Enter the F 900 XR, BMW’s all-new “mid-size” sport-touring motorcycle built on the same platform as the F 900 R – both bikes sharing the same engine, drivetrain and frame. It is positioned as the “little brother” of the imperfectly cuckoo S 1000 XR, but powered by a hooligan 895cc twin rather than the 1000’s fire-breathing 999cc inline four. Having ridden both XRs back to back I can emotionally understand the “This one goes to 11” appeal of the larger machine, but if it were my money on the line I’d not think twice of opting for the F 900 XR. Lighter, with a lower center of gravity, more flickable and more fun to ride like an idiot on, it is, in my opinion, the easy choice – especially when you take into account that its starting price is more than £4,500 less.
Starting Price: £9,825
Monthly Payment*: £209.11
Engine: 895cc DOHC liquid-cooled inline twin
Power: 105 hp at 8,500 rpm
Torque: 92 Nm at 6,500 rpm
Seat Height: 825 mm standard.

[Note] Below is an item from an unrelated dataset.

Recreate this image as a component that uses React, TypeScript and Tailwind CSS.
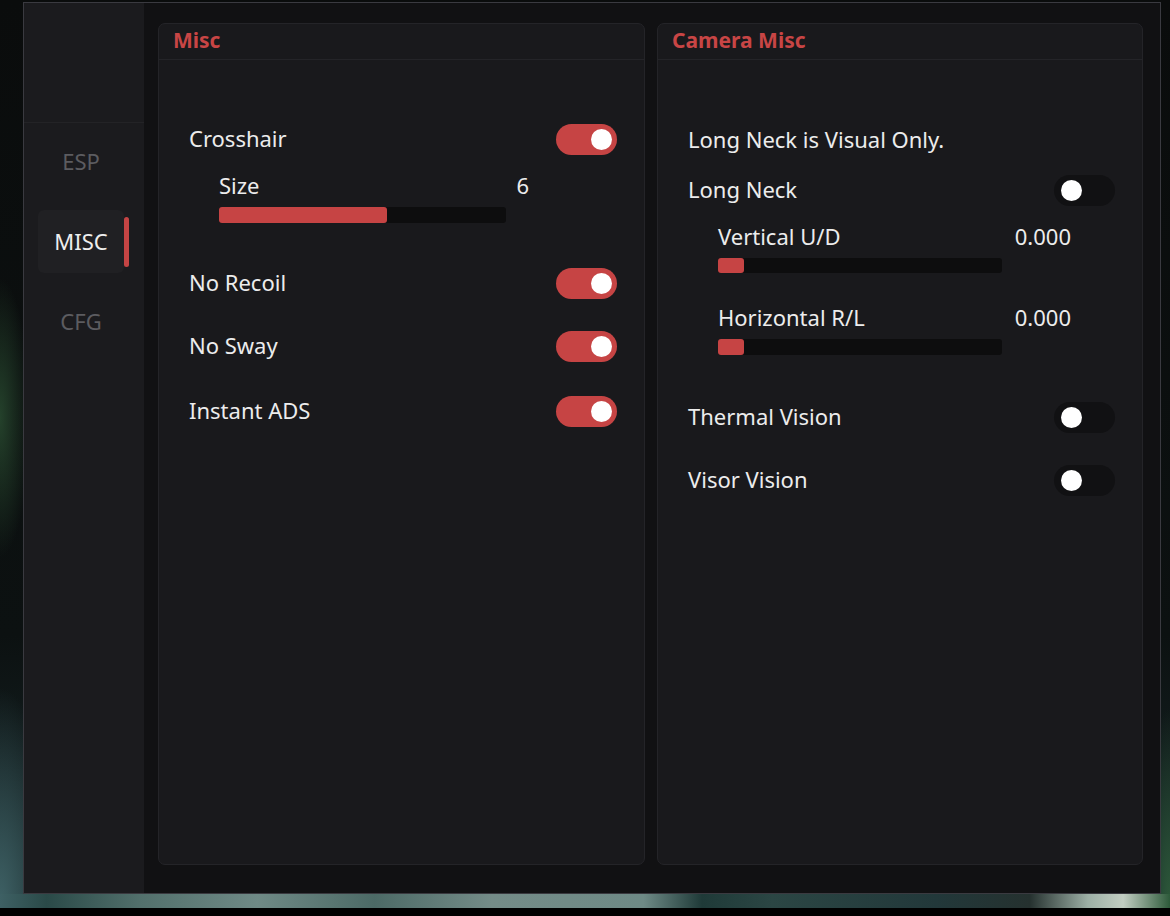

Optional heights: 775 mm, 795 mm, 840 mm, 845 mm, 870 mm
Tank Capacity: 15.5 liters
Weight: 219 kg
The engine and price are arguably the F 900 XR’s KSPs, to use marketing jargon, but there’s a lot to like elsewhere. And perhaps some to question, as well. Aesthetically, the bike is similar to its S 1000 XR sibling but in an awkward way. In photos it looks like what you’d get if Kawasaki had been in charge of design. Paint this thing lime green and it would easily fit in the Japanese brand’s line-up. Fortunately, that doesn’t come through as strongly in person. In the metal, the bike is something you wouldn’t be embarrassed to be caught riding: sizable and well put together, with the quality of fit and finish you’d expect from BMW. Plasticky but not cheap. Though, I’ll admit I’m not entirely won over. I don’t hate the look but equally I haven’t been filling up my Instagram feed with pics of it. The F 900 XR is obviously what became of the 9cento concept that we saw in 2018. Feel free to discuss whether the end product is better or worse than the initial idea. I’m somewhat caught in the middle on this one.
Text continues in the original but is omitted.